The State is asking the Constitutional Court for special leave to appeal against a decision by the SCA, which effectively prevents it from instituting a new trial, following Basson’s acquittal on 46 charges — including murder, drug trafficking, fraud and theft — by the Pretoria High Court last year.

The State also wants leave to appeal to the Constitutional Court against Pretoria High Court Judge Willie Hartzenberg’s refusal to recuse himself from the trial, whom it claimed was biased.

In its bid, the prosecution also cites the judge’s decision not to allow the bail record in the trial proceedings and his ruling, at the request of the defence, to quash six charges under the Riotous Assemblies Act. Hartzenberg said the act did not apply to offences committed outside South Africa’s borders.

Cilliers said that after Hartzenberg made the ruling, State advocate Anton Ackermann indicated he would not ”at this stage” take it on appeal.
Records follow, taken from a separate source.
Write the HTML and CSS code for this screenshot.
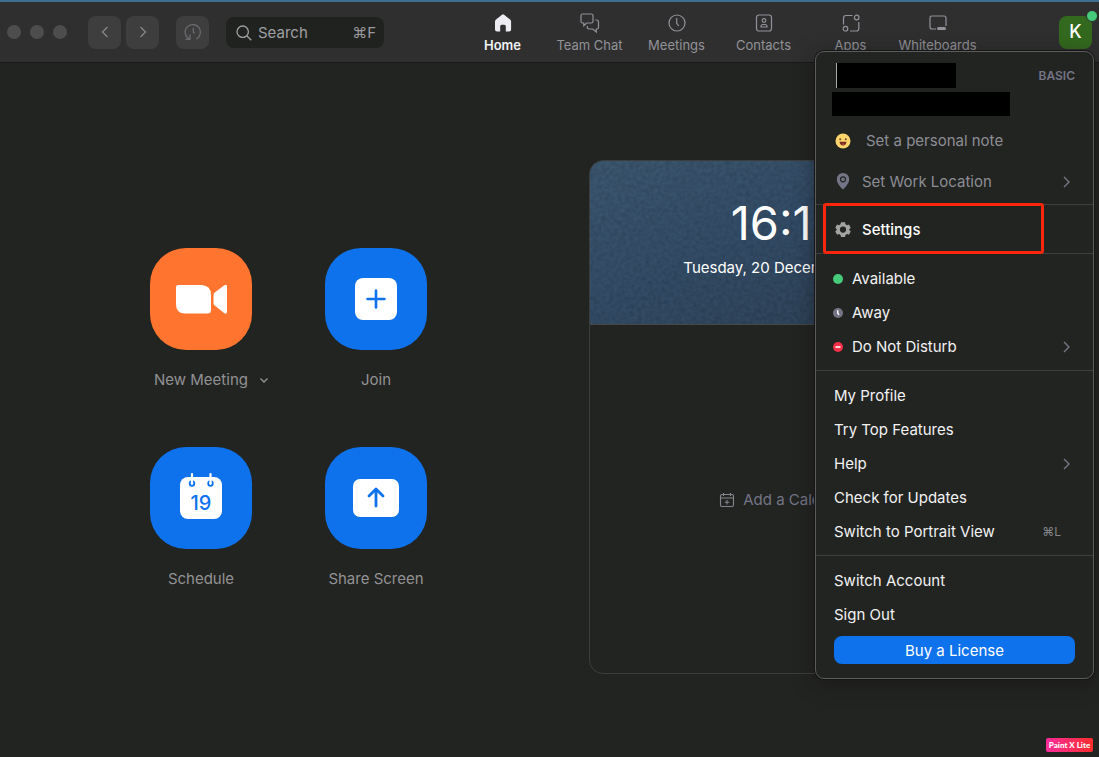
FILE: index.html
```html
<!DOCTYPE html>
<html lang="en">
<head>
<meta charset="utf-8">
<title>Zoom</title>
<link rel="stylesheet" href="styles.css">
</head>
<body>
<header class="topbar">
  <div class="lights"><span class="light"></span><span class="light"></span><span class="light"></span></div>
  <div class="history">
    <button class="square" aria-label="Back"><svg width="18" height="18" viewBox="0 0 18 18"><path d="M11.5 4 6.5 9l5 5"/></svg></button>
    <button class="square" aria-label="Forward"><svg width="18" height="18" viewBox="0 0 18 18"><path d="M6.5 4l5 5-5 5"/></svg></button>
  </div>
  <button class="square recent" aria-label="History"><svg width="18" height="18" viewBox="0 0 18 18"><path d="M6 16.2A7.6 7.6 0 1 1 12 16M6 11.500v4.900H1.500M9.300 5v4.300l1.500 1"/></svg></button>
  <label class="search">
    <svg width="16" height="16" viewBox="0 0 16 16"><circle cx="6.700" cy="6.700" r="5.700"/><path d="M11 11l4.300 4.300"/></svg>
    <input type="text" placeholder="Search" aria-label="Search">
    <span class="keys">⌘F</span>
  </label>
  <nav class="nav">
    <a href="#" class="tab active"><svg width="20" height="20" viewBox="0 0 20 20"><path class="solid" d="M10 1.300q.6 0 1.100.4l6 4.800q1 .8 1 2v8q0 2-2 2h-3.300v-5.300q0-1.500-1.500-1.500H8.700q-1.500 0-1.500 1.500v5.300H4q-2 0-2-2v-8q0-1.200 1-2l6-4.800q.4-.4 1-.4z"/></svg>Home</a>
    <a href="#" class="tab"><svg width="20" height="20" viewBox="0 0 20 20"><path d="M2.500 1h9Q13 1 13 2.500v6Q13 10 11.500 10H6.800l-3 2.600V10H2.500Q1 10 1 8.500v-6Q1 1 2.500 1zM15.300 7h1.200q2 0 2 2v5.500q0 1.500-1.500 1.500h-.7v3l-3.500-3H9q-1.700 0-1.700-1.700V13"/></svg>Team Chat</a>
    <a href="#" class="tab"><svg width="20" height="20" viewBox="0 0 20 20"><circle cx="10" cy="10" r="8"/><path d="M9.700 5v5l2 3"/></svg>Meetings</a>
    <a href="#" class="tab"><svg width="20" height="20" viewBox="0 0 20 20"><rect x="2.500" y="2" width="15" height="16" rx="2.500"/><circle cx="10" cy="7.500" r="1.800"/><path d="M7 14v-.5q0-2 2-2h2q2 0 2 2v.5z"/></svg>Contacts</a>
    <a href="#" class="tab"><svg width="20" height="20" viewBox="0 0 20 20"><circle cx="15.700" cy="4.500" r="2.300"/><circle cx="4.500" cy="15.700" r="2.300"/><path d="M2.500 11.500V5q0-2.500 2.500-2.500h6.500M17.800 9v6.500q0 2.500-2.500 2.500H9"/></svg>Apps</a>
    <a href="#" class="tab"><svg width="20" height="20" viewBox="0 0 20 20"><path d="M8 16H4q-2 0-2-2V5q0-2 2-2h12q2 0 2 2v8"/><path class="solid" d="M10.500 14h6q1.500 0 1.500 1.500T16.500 17h-6Q9 17 9 15.500t1.500-1.500z"/></svg>Whiteboards</a>
  </nav>
  <button class="avatar" aria-label="Account">K<span class="presence"></span></button>
</header>

<main class="home">
  <section class="actions">
    <div class="action">
      <button class="tile orange" aria-labelledby="new-meeting"><svg width="54" height="54" viewBox="0 0 54 54"><path fill="#fff" d="M4 13h23q10 0 10 10v15q0 3.500-3.500 3.500H11q-9 0-9-9V15q0-2 2-2zM39.500 23q0-1.500 1.200-2.500L50 13.600q3-2 3 1V40q0 3-3 1l-9.300-7.500q-1.200-1-1.200-2.500z"/></svg></button>
      <div class="caption"><span id="new-meeting">New Meeting</span><button class="more" aria-label="Meeting options"><svg width="10" height="10" viewBox="0 0 10 10"><path d="M1.500 3.500 5 7l3.500-3.500"/></svg></button></div>
    </div>
    <div class="action">
      <button class="tile" aria-labelledby="join"><svg width="54" height="54" viewBox="0 0 54 54"><rect x="6" y="6" width="42" height="42" rx="8" fill="#fff"/><path d="M27 18.500v17M18.500 27h17" stroke="#0e72ed" stroke-width="2.600" stroke-linecap="round"/></svg></button>
      <div class="caption" id="join">Join</div>
    </div>
    <div class="action">
      <button class="tile" aria-labelledby="schedule"><svg width="54" height="54" viewBox="0 0 54 54"><rect x="6" y="6" width="42" height="42" rx="8" fill="#fff"/><circle cx="18" cy="12.500" r="2.300" fill="none" stroke="#0e72ed" stroke-width="1.800"/><circle cx="36.500" cy="12.500" r="2.300" fill="none" stroke="#0e72ed" stroke-width="1.800"/><path d="M18 3v9M36.500 3v9" stroke="#fff" stroke-width="2.200" stroke-linecap="round"/><text class="day" x="27" y="39">19</text></svg></button>
      <div class="caption" id="schedule">Schedule</div>
    </div>
    <div class="action">
      <button class="tile" aria-labelledby="share"><svg width="54" height="54" viewBox="0 0 54 54"><rect x="4" y="8" width="46" height="38" rx="7" fill="#fff"/><path d="M27 35V18.500M20 25l7-7 7 7" fill="none" stroke="#0e72ed" stroke-width="2.800" stroke-linecap="round" stroke-linejoin="round"/></svg></button>
      <div class="caption" id="share">Share Screen</div>
    </div>
  </section>
  <section class="calendar">
    <div class="clock">
      <svg class="grain" aria-hidden="true"><filter id="grain"><feTurbulence type="fractalNoise" baseFrequency=".25" numOctaves="4"/><feColorMatrix values="0 0 0 0 0  0 0 0 0 0  0 0 0 0 0  1 0 0 0 -.3"/></filter><rect width="100%" height="100%" filter="url(#grain)"/></svg>
      <div class="time">16:10</div>
      <div class="date">Tuesday, 20 December 2022</div>
    </div>
    <div class="agenda">
      <button class="add"><svg width="16" height="16" viewBox="0 0 16 16"><rect x="1.500" y="2.500" width="13" height="12" rx="1.500"/><path d="M1.500 6h13M4.500 1v3M11.500 1v3M8 8v4.500M5.800 10.200h4.500"/></svg>Add a Calendar</button>
    </div>
  </section>
</main>

<aside class="menu">
  <div class="group profile">
    <div class="who"><span class="redacted name"></span><span class="plan">BASIC</span></div>
    <div class="redacted mail"></div>
    <button class="item tall note"><svg class="icon" width="16" height="16" viewBox="0 0 16 16"><circle cx="8" cy="8" r="7.500" fill="#fbd56b"/><circle cx="5.200" cy="6.300" r="1" fill="#6b4520"/><circle cx="10.800" cy="6.300" r="1" fill="#6b4520"/><path d="M4.500 8.800h7q-.5 3.700-3.500 3.700T4.500 8.800z" fill="#742b22"/><path d="M6.500 11q1.500-1 3 0-1.500 1.500-3 0z" fill="#ef5050"/></svg>Set a personal note</button>
    <button class="item tall"><svg class="icon" width="16" height="18" viewBox="0 0 16 18"><path fill="#747487" fill-rule="evenodd" d="M8 0a6.200 6.200 0 0 1 6.200 6.300c0 4-3.700 7.700-6.200 10.400C5.500 14 1.800 10.300 1.800 6.300A6.200 6.200 0 0 1 8 0zm0 3.200a3.100 3.100 0 1 0 0 6.200 3.100 3.100 0 0 0 0-6.200z"/><circle cx="8" cy="6.300" r="1.900" fill="#747487"/></svg>Set Work Location<svg class="arrow" width="12" height="12" viewBox="0 0 12 12"><path d="M3 1l5 5-5 5"/></svg></button>
  </div>
  <div class="group marked">
    <button class="item bright"><svg class="icon" width="16" height="16" viewBox="0 0 16 16"><path fill="#a3a3a3" fill-rule="evenodd" d="M6 .3h4l.5 2 1.500.9 2-.6 1.700 3.200-1.400 1.400v.9l1.400 1.500L14 12.700l-2-.6-1.500.9-.5 1.900H6L5.500 13 4 12.100l-2 .6L.3 9.600l1.400-1.500v-.9L.3 5.800 2 2.600l2 .6 1.500-.9zM8 4.500a3.100 3.100 0 1 0 0 6.200 3.100 3.100 0 0 0 0-6.200z"/></svg>Settings</button>
    <span class="highlight"></span>
  </div>
  <div class="group status">
    <button class="item"><svg class="icon" width="10" height="10" viewBox="0 0 10 10"><circle cx="5" cy="5" r="5" fill="#45cb7a"/></svg>Available</button>
    <button class="item"><svg class="icon" width="10" height="10" viewBox="0 0 10 10"><circle cx="5" cy="5" r="5" fill="#747487"/><path d="M4.700 2.200V5l1.300 1.800" fill="none" stroke="#fff" stroke-width="1.400"/></svg>Away</button>
    <button class="item"><svg class="icon" width="10" height="10" viewBox="0 0 10 10"><circle cx="5" cy="5" r="5" fill="#f52f48"/><path d="M2.500 5h5" stroke="#fff" stroke-width="1.600"/></svg>Do Not Disturb<svg class="arrow" width="12" height="12" viewBox="0 0 12 12"><path d="M3 1l5 5-5 5"/></svg></button>
  </div>
  <div class="group">
    <button class="item">My Profile</button>
    <button class="item">Try Top Features</button>
    <button class="item">Help<svg class="arrow" width="12" height="12" viewBox="0 0 12 12"><path d="M3 1l5 5-5 5"/></svg></button>
    <button class="item">Check for Updates</button>
    <button class="item">Switch to Portrait View<span class="shortcut">⌘L</span></button>
  </div>
  <div class="group last">
    <button class="item">Switch Account</button>
    <button class="item">Sign Out</button>
    <button class="buy">Buy a License</button>
  </div>
</aside>
<div class="stamp">Paint X Lite</div>
</body>
</html>
```
FILE: styles.css
```css
* { box-sizing: border-box; }
body {
  margin: 0;
  min-height: 100vh;
  position: relative;
  display: flex;
  flex-direction: column;
  background: #222421;
  color: #f2f2f4;
  font: 15px/20px Inter, "Liberation Sans", sans-serif;
}
button {
  margin: 0;
  padding: 0;
  border: 0;
  background: none;
  color: inherit;
  font: inherit;
}
svg { flex: none; }

.topbar {
  display: flex;
  align-items: center;
  height: 63px;
  padding: 0 7px;
  background: #2f2f2f;
  border-top: 2px solid #3e6f92;
  border-bottom: 1px solid #191919;
}
.lights { display: flex; gap: 9px; }
.light { width: 14px; height: 14px; border-radius: 50%; background: #4d4d4d; }
.history { display: flex; gap: 5px; margin-left: 21px; }
.square {
  display: grid;
  place-items: center;
  width: 33px;
  height: 33px;
  border-radius: 8px;
  background: #3e3e3e;
}
.square svg { fill: none; stroke: #88888c; stroke-width: 1.3; }
.square.recent { margin-left: 17px; }
.square.recent svg { stroke: #69696d; }
.search {
  display: flex;
  align-items: center;
  gap: 6px;
  width: 158px;
  height: 31px;
  margin-left: 17px;
  padding: 2px 8px 0 10px;
  border-radius: 8px;
  background: #20221f;
  color: #9a9a9e;
}
.search svg { fill: none; stroke: #a0a0a4; stroke-width: 1.3; }
.search input {
  flex: 1;
  min-width: 0;
  padding: 0;
  border: 0;
  outline: 0;
  background: none;
  color: inherit;
  font: inherit;
}
.search input::placeholder { color: #a0a0a4; opacity: 1; }
.nav { display: flex; margin-left: 75px; padding-top: 2px; }
.tab {
  display: flex;
  flex-direction: column;
  align-items: center;
  gap: 3px;
  width: 87px;
  color: #929298;
  font-size: 13px;
  line-height: 18px;
  text-decoration: none;
  white-space: nowrap;
}
.tab svg { fill: none; stroke: #92929a; stroke-width: 1.2; }
.tab .solid { fill: #92929a; stroke: none; }
.tab.active { color: #f2f2f5; font-weight: 600; }
.tab.active .solid { fill: #ececf2; }
.avatar {
  position: relative;
  width: 33px;
  height: 33px;
  margin-left: auto;
  border-radius: 8px;
  background: #33691e;
  color: #fff;
  font-size: 18px;
  font-weight: 500;
}
.presence {
  position: absolute;
  top: -6px;
  right: -6px;
  width: 12px;
  height: 12px;
  border: 1px solid #2f2f2f;
  border-radius: 50%;
  background: #45cb7a;
}

.home {
  flex: 1;
  display: grid;
  grid-template-columns: 345fr 394fr;
  column-gap: 128px;
  align-items: center;
  padding: 97px 116px 83px;
}
.actions {
  display: grid;
  grid-template-columns: 102px 102px;
  gap: 57px 73px;
  justify-content: center;
  padding-top: 2px;
}
.action { display: flex; flex-direction: column; align-items: center; gap: 20px; }
.tile {
  display: grid;
  place-items: center;
  width: 102px;
  height: 102px;
  border-radius: 36px;
  background: #0e72ed;
}
.orange { background: #ff742e; }
.day { fill: #0e72ed; font-size: 20px; font-weight: 500; text-anchor: middle; }
.caption { position: relative; color: #929294; white-space: nowrap; }
.more {
  position: absolute;
  left: 100%;
  top: 0;
  height: 20px;
  margin-left: 11px;
  display: grid;
  place-items: center;
}
.more svg { fill: none; stroke: #929294; stroke-width: 1.4; }

.calendar {
  align-self: stretch;
  display: flex;
  flex-direction: column;
  min-height: 514px;
  border: 1px solid #3c3e3c;
  border-radius: 14px;
  overflow: hidden;
}
.clock {
  position: relative;
  display: flex;
  flex-direction: column;
  align-items: center;
  height: 164px;
  padding-top: 34px;
  border-bottom: 1px solid #454748;
  background: linear-gradient(155deg, #3c5770 0%, #334c66 45%, #2c3f52 100%);
  color: #fff;
}
.grain { position: absolute; inset: 0; width: 100%; height: 100%; opacity: .25; }
.time { position: relative; font-size: 47px; line-height: 56px; }
.date { position: relative; margin-top: 7px; }
.agenda { flex: 1; display: grid; place-items: center; padding-top: 2px; }
.add { display: flex; align-items: center; gap: 8px; color: #747487; }
.add svg { fill: none; stroke: #85858f; stroke-width: 1.1; }

.menu {
  position: absolute;
  top: 51px;
  right: 5px;
  width: 279px;
  border: 1px solid #5b5c5b;
  border-radius: 9px;
  background: #222421;
  box-shadow: 0 0 0 1px #151515, 0 4px 20px rgba(20, 16, 20, .5);
}
.group { padding: 8px 18px 6px; border-bottom: 1px solid #3d3e40; }
.profile { padding-top: 11px; padding-bottom: 2px; }
.who { display: flex; justify-content: space-between; align-items: center; margin-left: 2px; }
.redacted { display: block; background: #000; }
.name { width: 120px; height: 25px; border-left: 1px solid #aaa; }
.mail { width: 178px; height: 24px; margin: 4px 0 4px -2px; }
.plan { color: #747487; font-size: 12px; font-weight: 600; }
.item {
  display: flex;
  align-items: center;
  width: 100%;
  height: 34px;
  text-align: left;
  white-space: nowrap;
}
.icon { margin: 0 11px 0 1px; }
.tall { height: 41px; color: #8d8d96; }
.note .icon { margin-right: 15px; }
.status .icon { margin: 0 9px 0 -1px; }
.arrow { margin-left: auto; margin-right: 2px; fill: none; stroke: #777783; stroke-width: 1.4; }
.marked { position: relative; }
.bright { color: #fff; font-weight: 500; }
.highlight {
  position: absolute;
  top: -2px;
  bottom: -1px;
  left: 7px;
  width: 221px;
  border: 3px solid #fb260b;
  border-radius: 3px;
  pointer-events: none;
}
.shortcut { margin-left: auto; margin-right: 14px; color: #85858b; font-size: 12px; }
.last { padding-bottom: 14px; border-bottom: 0; }
.buy {
  width: 100%;
  height: 28px;
  margin-top: 4px;
  padding-top: 1px;
  border-radius: 8px;
  background: #0e72ed;
  color: #fff;
}

.stamp {
  position: absolute;
  right: 6px;
  bottom: 5px;
  width: 47px;
  border-radius: 2px;
  background: linear-gradient(90deg, #ff2d9b, #ff2d2d);
  color: #fff;
  font: 900 8px/14px Lato, sans-serif;
  text-align: center;
  white-space: nowrap;
}
```
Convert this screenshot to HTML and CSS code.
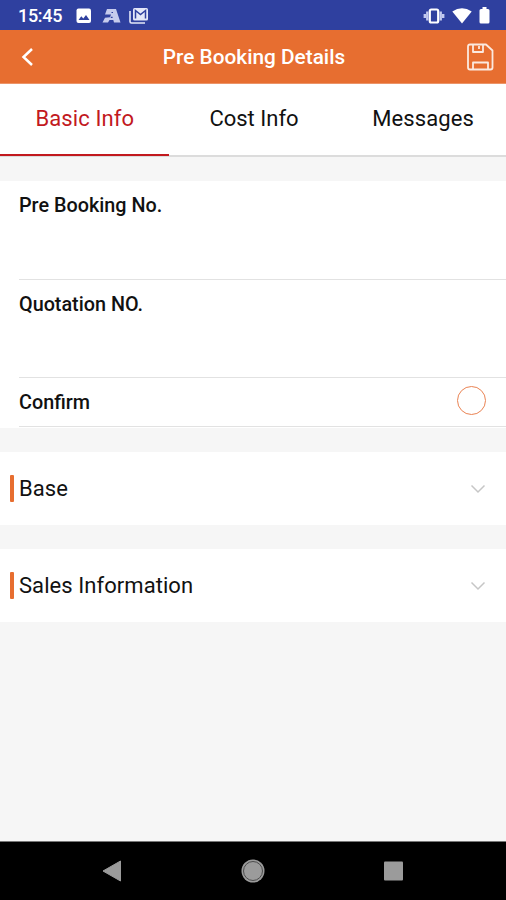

Ackermann had added that the minister might pursue an appeal in the SCA.

The fact that the State did not take the matter further at that time constituted a waiver of its right to appeal, he argued. Court rules dictated that an appeal should be lodged within a specific time.

Only after Hartzenberg’s final verdict in the matter did the State approach the SCA on a number of issues, including the quashed charges.

However, the application to the SCA was flawed in a number of ways and even when that court pointed out the shortcomings, they were not corrected, said Cilliers.

The State then applied to the SCA to condone its non-compliance with the court’s rules nevertheless and consider the application, but the court refused to do so.

”During the hearing at the SCA there was such a total shambles … that the State admitted the non-compliance was of such a serious nature that maybe condonation should not be given.”

Ackermann then said that this application was in fact of an artificial nature, and that it was merely in support of the State’s main contention, that Hartzenberg was biased, Cilliers said. If the Constitutional Court did not fault the SCA on its decision not to condone the non-compliance, then it should not consider the matter of the quashed charges any further, he argued.

Judge Albie Sachs, however, wanted to know whether the Constitutional Court should not take into account that South Africa had to, in keeping with its obligations under international law, prosecute ”grievous war crimes” — conspiring to commit mass murder across the country’s borders.

But Cilliers insisted that Hartzenberg was correct in his ruling to quash the charges.

”It would be a sad day for our legal system if we applied different principles if we have a person on trial who was a member of the old defence force or of the old police,” he added.